GSD Enrichment Classes


Grenada School District students regulary learn the state-mandated core curriculum subjects, but they also are exposed to other classes designed to enrich and expand their daily lives andknowledge base.  Classes of this nature are taught at all levels throughout the district.  Two such classes include the Discovery Lab at Grenada Upper Elementary School and Family Dynamics at Grenada High School. 

The Discovery Lab at GUES is designed to expand the students’ interest and understanding of science through hands-on scientific exploration and experiments.  Currently, GUES students are studying ocean animals and their habitats during the Discovery Lab’s unit, Under the Sea.  In this unit, students investigate habitats of coral reefs and observe the Great Barrier Reef off the coast of Australia.  They study food chains within the ocean and the impact of disturbances to these food chains.  One animal of most interest to the students was the starfish.  Starfish are echinoderms, a phylum of small ocean animals that have spiny skin.  Echinoderms are radially symmetrical animals that are only found in the sea (there are none on land or in fresh water).  Students visiting the lab learned that Echinoderm means “spiny skin" in Greek.   Many, but not all, of the over 6000 species of echinoderms have spiny skin.  Echinoderms usually have five appendages (arms or rays), but there are some exceptions. The students took part in a pre-dissection lab using technology to correctly identify the parts of a starfish.  During this lab, the students prepared for the actual dissection lab by labeling the anatomy of the starfish. The students learned starfish have tube feet and a stomach in the center of their rays, or arms.  Students were amazed to discover that starfish feed through “suspension feeding.”  This means that when eating, the stomach of the starfish comes out of its body and grabs on to its food. That’s a pretty interesting concept to fourth and fifth graders!

During the actual dissection, students worked with a partner at tables set up with all tools needed for a simple dissection of a starfish. Through specimen observation and dissection, students learned basic echinoderm anatomy and gained a better understanding of this invertebrate.  After all students completed the lesson, they gathered on the lab rug to discuss their experience. “Through these hands-on experiences, we hope to encourage our students to look into the areas of STEM (Science, Technology, Engineering and Mathematics)”, states Discovery Lab director, Melody Shaw. “The future for our students is in these fields, and our goal in the lab is to expose them to all the great things in the world around them.  From technology to starfish, the future for our students is wide-open!”

In Family Dynamics class at GHS, students learn important skills needed to communicate effectively with the people around us.  The importance of body language and voice tone are stressed.  Domestic violence is addressed in this class.  Lessons from this unit include partner abuse, rape and date rape.  Prevention techniques for these crimes are discussed as well as ways to help family members and friends through these issues.

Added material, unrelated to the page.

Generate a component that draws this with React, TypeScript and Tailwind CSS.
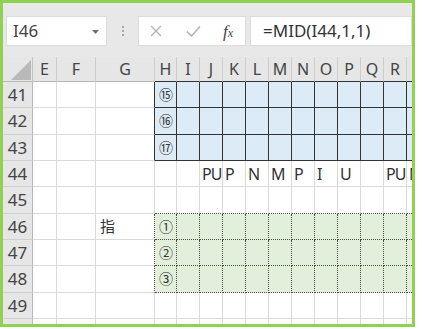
import React from 'react';

const font = { fontFamily: '"Noto Sans", "Noto Sans CJK JP", sans-serif' };

const cols = [
  { k: 'E', w: 'w-[24px]' },
  { k: 'F', w: 'w-[39px]' },
  { k: 'G', w: 'w-[59px]' },
  { k: 'H', w: 'w-[22px]' },
  { k: 'I', w: 'w-[23px]' },
  { k: 'J', w: 'w-[23px]' },
  { k: 'K', w: 'w-[23px]' },
  { k: 'L', w: 'w-[23px]' },
  { k: 'M', w: 'w-[23px]' },
  { k: 'N', w: 'w-[23px]' },
  { k: 'O', w: 'w-[23px]' },
  { k: 'P', w: 'w-[23px]' },
  { k: 'Q', w: 'w-[23px]' },
  { k: 'R', w: 'w-[23px]' },
  { k: 'S', w: 'w-[23px]' },
];

// row 50 is only a sliver at the bottom edge, so no number is drawn for it
const rows = [41, 42, 43, 44, 45, 46, 47, 48, 49, 50];

const values: Record<string, string> = {
  H41: '⑮',
  H42: '⑯',
  H43: '⑰',
  J44: 'PU',
  K44: 'P',
  L44: 'N',
  M44: 'M',
  N44: 'P',
  O44: 'I',
  P44: 'U',
  R44: 'PU',
  S44: 'N',
  G46: '指',
  H46: '①',
  H47: '②',
  H48: '③',
};

const inBlue = (r: number, c: number) => r >= 41 && r <= 43 && c >= 3 && c < cols.length;
const inGreen = (r: number, c: number) => r >= 46 && r <= 48 && c >= 3 && c < cols.length;

function cellClass(r: number, c: number) {
  const cls: string[] = ['border-r', 'border-b', 'shrink-0', 'flex', 'items-center', 'overflow-hidden', 'whitespace-nowrap'];
  if (inBlue(r, c) || inBlue(r, c + 1)) cls.push('border-r-[#333]');
  else if (inGreen(r, c) || inGreen(r, c + 1)) cls.push('border-r-[#4a4a4a]', '[border-right-style:dotted]');
  else cls.push('border-r-[#dadada]');

  if (inBlue(r, c) || inBlue(r + 1, c)) cls.push('border-b-[#333]');
  else if (inGreen(r, c) || inGreen(r + 1, c)) cls.push('border-b-[#4a4a4a]', '[border-bottom-style:dotted]');
  else cls.push('border-b-[#dadada]');

  if (inBlue(r, c)) cls.push('bg-[#ddebf7]');
  else if (inGreen(r, c)) cls.push('bg-[#e2efda]');
  else cls.push('bg-white');
  return cls.join(' ');
}

function FormulaBar() {
  return (
    <div className="h-[54px] shrink-0 flex items-start pt-[13px] bg-[#e8e8e8]">
      <div className="ml-[3px] w-[101px] h-[30px] bg-white border border-[#dcdcdc] flex items-center justify-between pl-[6px] pr-[7px]">
        <span className="text-[17px] text-[#444]">I46</span>
        <svg width="7" height="4" viewBox="0 0 7 4" className="mt-[1px]">
          <path d="M0 0h7L3.5 4z" fill="#707070" />
        </svg>
      </div>
      <div className="w-[31px] h-[30px] flex flex-col items-center justify-center gap-[2px]">
        <span className="block w-[2px] h-[2px] bg-[#a8a8a8]" />
        <span className="block w-[2px] h-[2px] bg-[#a8a8a8]" />
        <span className="block w-[2px] h-[2px] bg-[#a8a8a8]" />
      </div>
      <div className="w-[108px] h-[30px] bg-white border border-[#dcdcdc] flex items-center pl-[11px]">
        <svg width="12" height="12" viewBox="0 0 12 12">
          <path d="M1 1L11 11M11 1L1 11" stroke="#b4b4b4" strokeWidth="1.4" />
        </svg>
        <svg width="15" height="12" viewBox="0 0 15 12" className="ml-[24px]">
          <path d="M1 6.5L5.5 11L14 1.5" stroke="#b4b4b4" strokeWidth="1.6" fill="none" />
        </svg>
        <span
          className="ml-[22px] italic text-[17px] text-[#444] leading-none"
          style={{ fontFamily: '"Liberation Serif", serif' }}
        >
          f<span className="text-[12px]">x</span>
        </span>
      </div>
      <div className="ml-[4px] flex-1 h-[30px] bg-white border border-[#dcdcdc] flex items-center pl-[12px]">
        <span className="text-[17px] text-[#333] whitespace-nowrap">=MID(I44,1,1)</span>
      </div>
    </div>
  );
}

function HeaderRow() {
  return (
    <div className="flex h-[25px] shrink-0">
      <div className="w-[30px] shrink-0 bg-[#e6e6e6] border-r border-b border-r-[#c4c4c4] border-b-[#b8b8b8] flex items-end justify-end pr-[1px] pb-[1px]">
        <svg width="20" height="20" viewBox="0 0 20 20">
          <path d="M20 0V20H0z" fill="#b9b9b9" />
        </svg>
      </div>
      {cols.map((col, c) => (
        <div
          key={col.k}
          className={`${col.w} shrink-0 bg-[#e6e6e6] border-r border-b border-r-[#cdcdcd] ${
            inBlue(41, c) ? 'border-b-[#333]' : 'border-b-[#b8b8b8]'
          } flex items-center justify-center text-[16px] text-[#444] overflow-hidden`}
        >
          {col.k}
        </div>
      ))}
    </div>
  );
}

function DataRow({ r }: { r: number }) {
  return (
    <div className="flex h-[26.33px] shrink-0">
      <div className="w-[30px] shrink-0 bg-[#e6e6e6] border-r border-b border-r-[#b8b8b8] border-b-[#cfcfcf] flex items-center justify-center text-[17px] text-[#444]">
        {r < 50 ? r : null}
      </div>
      {cols.map((col, c) => {
        const v = values[col.k + r];
        const circled = v && /[①-⑳]/.test(v);
        return (
          <div key={col.k} className={`${col.w} ${cellClass(r, c)}`}>
            {v && (
              <span
                className={
                  circled
                    ? 'pl-[4px] text-[14px] text-[#333]'
                    : v === '指'
                    ? 'pl-[4px] text-[15px] text-[#333]'
                    : 'pl-[2px] text-[16px] tracking-[-1px] text-[#333]'
                }
              >
                {v}
              </span>
            )}
          </div>
        );
      })}
    </div>
  );
}

export default function App() {
  return (
    <div className="w-[422px] h-[329px] bg-white" style={font}>
      <div className="w-[415px] h-[327px] border-[3px] border-[#8fd150] overflow-hidden flex flex-col bg-white">
        <FormulaBar />
        <div className="flex flex-col">
          <HeaderRow />
          {rows.map((r) => (
            <DataRow key={r} r={r} />
          ))}
        </div>
      </div>
    </div>
  );
}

Lessons on bullying and suicide are also included in the Domestic Violence unit.   As they study these problems, students become aware of the warning signs of these dangerous behaviors.  Hopefully, an increase in knowledge about such topics will arm students with the knowledge and tools they need to avoid and prevent these types of behaviors. 

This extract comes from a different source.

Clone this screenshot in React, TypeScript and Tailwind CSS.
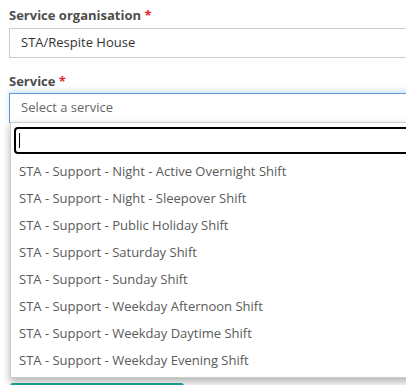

Dating and mate selection are also studied in Family Dynamics.  Students and instructor Tonia Bailey discuss how dating helps develop social skills, how we choose the people we date, and what qualities to look for in a mate.  Other topics discussed include child abuse and abstinence.  The Family Dynamics class is designed to provide students with knowledge and skills needed to assimilate into today’s world. 

The Grenada School District strives to provide a well-rounded education for our students.  One of the goals of the district is to prepare our students not only for college and careers, but also to help them become successful adults and family members.  Our curriculum is designed to help us meet this goal.